Written by Uihyeok Jung, a former Leading Readers volunteer
A boy who hated English learning
I came from a city called Daegu in Korea, and hated learning English during elementary school. Back then, I thought I would never use English later in life. Now, I look back at that kid who hated foreign languages being suddenly dropped in the middle of a rural Nova Scotia and becoming one of the first Asian kids to attend school. It's all pretty wild to remember! It was 2012, when Gangnam Style was really big, and every kid would do the cliché Gangnam style dance. It was terrific!
Our family was a stereotypical working-class family. We didn’t have the financial capacity or time to provide for private English education. So, my siblings and I just learned English by simply being there. I don’t know when I started to really understand English, but one day it just ticked and I started to just understand everything. Perhaps It was because of the fact that I was linguistically isolated, and forced to be socialized in an English-speaking environment: making English friends, communicating, playing games together, etc. I mean, that would explain why I am more culturally and ideologically 'Canadian' than 'Korean' in comparison.
Becomes a teen teaching English reading
During the late years of high school, I found myself with a lot of free time and procrastinated all day at home. I was quite new in Spryfield, so I thought it would be best to volunteer locally in the area. Volunteering would not only serve my boredom but also help me to get used to the community and build volunteering experience for the future. I began my search at the Spryfield public library, and coincidentally that day was also the last day to apply for a program, called Leading Readers. I signed up immediately and got into the program.
The program taught me a lot about teaching, especially how to teach English to non-native speakers of the language. Being a Korean Canadian, I was naturally assigned to some Korean kids in the program to engage in literary activities while also learning English. I felt proud to provide the Korean kids in this community with an opportunity that I did not have, which is to learn English outside of public schooling. As a result of this program, I learned a lot of useful teaching methods for language learning and that led me to my tutoring side career.
Memories and lessons from Leading Readers
The best memory I can recall of the Leading Readers Program was the joy of teaching I had felt by the end of the program. Watching the improvements of the kids I’d worked with—their communication, grammar, and reading skills— was fulfilling. It may not be a specific memory, but watching their real linguistic growth and feeling that I'm making a difference—not only to society but for those kids as well—made me feel important.

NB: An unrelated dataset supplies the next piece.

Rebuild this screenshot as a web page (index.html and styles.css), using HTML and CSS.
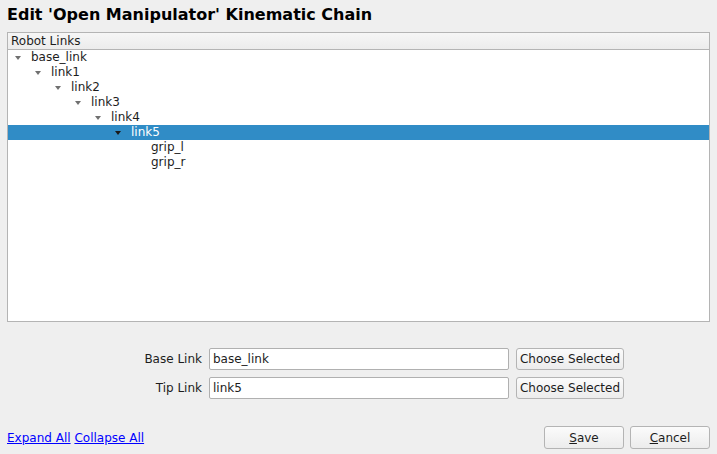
FILE: index.html
```html
<!DOCTYPE html>
<html lang="en">
<head>
    <meta charset="UTF-8">
    <meta name="viewport" content="width=device-width, initial-scale=1.0">
    <title>Edit Kinematic Chain</title>
    <link rel="stylesheet" href="styles.css">
</head>
<body>
    <h1 class="title">Edit 'Open Manipulator' Kinematic Chain</h1>

    <!-- tree of robot links -->
    <div class="tree">
        <div class="tree-header">Robot Links</div>
        <div class="row lv0"><span class="toggle"><span class="arrow"></span></span>base_link</div>
        <div class="row lv1"><span class="toggle"><span class="arrow"></span></span>link1</div>
        <div class="row lv2"><span class="toggle"><span class="arrow"></span></span>link2</div>
        <div class="row lv3"><span class="toggle"><span class="arrow"></span></span>link3</div>
        <div class="row lv4"><span class="toggle"><span class="arrow"></span></span>link4</div>
        <div class="row lv5 selected"><span class="toggle"><span class="arrow"></span></span>link5</div>
        <div class="row lv6"><span class="toggle"></span>grip_l</div>
        <div class="row lv6"><span class="toggle"></span>grip_r</div>
    </div>

    <!-- base / tip selection -->
    <div class="chain-form">
        <label class="field-label" for="baseLink">Base Link</label>
        <input class="field" type="text" id="baseLink" value="base_link">
        <button class="btn" type="button">Choose Selected</button>

        <label class="field-label" for="tipLink">Tip Link</label>
        <input class="field" type="text" id="tipLink" value="link5">
        <button class="btn" type="button">Choose Selected</button>
    </div>

    <div class="footer">
        <div class="links">
            <a href="#">Expand All</a>
            <a href="#">Collapse All</a>
        </div>
        <div class="actions">
            <button class="btn btn-save" type="button"><u>S</u>ave</button>
            <button class="btn btn-cancel" type="button"><u>C</u>ancel</button>
        </div>
    </div>
</body>
</html>
```

FILE: styles.css
```css
body {
    font-family: "DejaVu Sans", sans-serif;
    font-size: 12px;
    color: #1d1d1d;
    background-color: #efefef;
    margin: 0;
    padding: 6px 7px 5px 7px;
}

.title {
    font-size: 16px;
    font-weight: bold;
    line-height: 18px;
    margin: 0 0 8px 0;
    color: #000;
}

.tree {
    height: 288px;
    background-color: #fff;
    border: 1px solid #b4b4b4;
}

.tree-header {
    height: 16px;
    line-height: 16px;
    padding-left: 3px;
    background: linear-gradient(#f6f6f6, #ececec);
    border-bottom: 1px solid #b4b4b4;
}

.row {
    display: flex;
    align-items: center;
    height: 15px;
    line-height: 15px;
    white-space: nowrap;
}

.row.selected {
    background-color: #308cc6;
    color: #fff;
}

.toggle {
    width: 16px;
    height: 15px;
    display: flex;
    align-items: center;
    flex-shrink: 0;
}

.arrow {
    width: 0;
    height: 0;
    margin-top: 1px;
    border-left: 3px solid transparent;
    border-right: 3px solid transparent;
    border-top: 4px solid #707070;
}

.selected .arrow {
    border-top-color: #1a1a1a;
}

.lv0 { padding-left: 7px; }
.lv1 { padding-left: 27px; }
.lv2 { padding-left: 47px; }
.lv3 { padding-left: 67px; }
.lv4 { padding-left: 87px; }
.lv5 { padding-left: 107px; }
.lv6 { padding-left: 127px; }

.chain-form {
    display: grid;
    grid-template-columns: 195px 300px 108px;
    column-gap: 7px;
    row-gap: 7px;
    margin-top: 26px;
}

.field-label {
    text-align: right;
    line-height: 22px;
}

.field {
    height: 22px;
    box-sizing: border-box;
    margin: 0;
    padding: 0 3px;
    font-family: inherit;
    font-size: 12px;
    color: #1d1d1d;
    background-color: #fff;
    border: 1px solid #b0b0b0;
    border-radius: 2px;
    outline: none;
}

.btn {
    height: 22px;
    box-sizing: border-box;
    margin: 0;
    padding: 0 2px;
    white-space: nowrap;
    font-family: inherit;
    font-size: 12px;
    color: #1d1d1d;
    background: linear-gradient(#fbfbfb, #ececec);
    border: 1px solid #b4b4b4;
    border-radius: 3px;
    cursor: pointer;
}

.footer {
    display: flex;
    justify-content: space-between;
    align-items: center;
    margin-top: 27px;
    height: 23px;
}

.links a {
    color: #0000ff;
    text-decoration: underline;
}

.actions {
    display: flex;
    gap: 6px;
}

.btn-save,
.btn-cancel {
    height: 23px;
    width: 80px;
}
```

One particular student I remember is Gyujin. Although he had a hard time focusing, both in-person and online, he definitely had the passion to read books that interested him. It was striking to see how well he read the books he had independently picked compared to the books I could find for him. Interests and likes are the driving factors for learning, especially for kids and young adults. So I advise other volunteers in this program to let the readers find books that they are interested in and drive your methods in guiding them with the reader’s interest upfront, rather than using the traditional methodology for teaching and leading.
Complications of online learning
Due to COVID-19 pandemic, the Leading Readers program eventually turned online. I must say, it was frustrating. The online library was very limited in books I could use and the readers book packages were not interesting to the readers. We were not well prepared for the online transition, which made the experience less valuable for both volunteers and readers.
A commitment to do more
Although the pandemic made the program more complicated for both volunteers and kids, Leadings Readers was nonetheless an awakening experience for me. I started to see the world with a more international point of view and I want to be more impactful to our society and beyond. Once the COVID-era ends in Canada, I plan on volunteering more actively—perhaps overseas, where help is most needed, or here locally to help out my fellow Nova Scotians.
Uihyeok Jung's story is one in a series of spotlights made for Volunteer Appreciation Week 2022, called When You Shine. Each shared story is an expression of the Library's appreciation for the many volunteers making our communities better every day.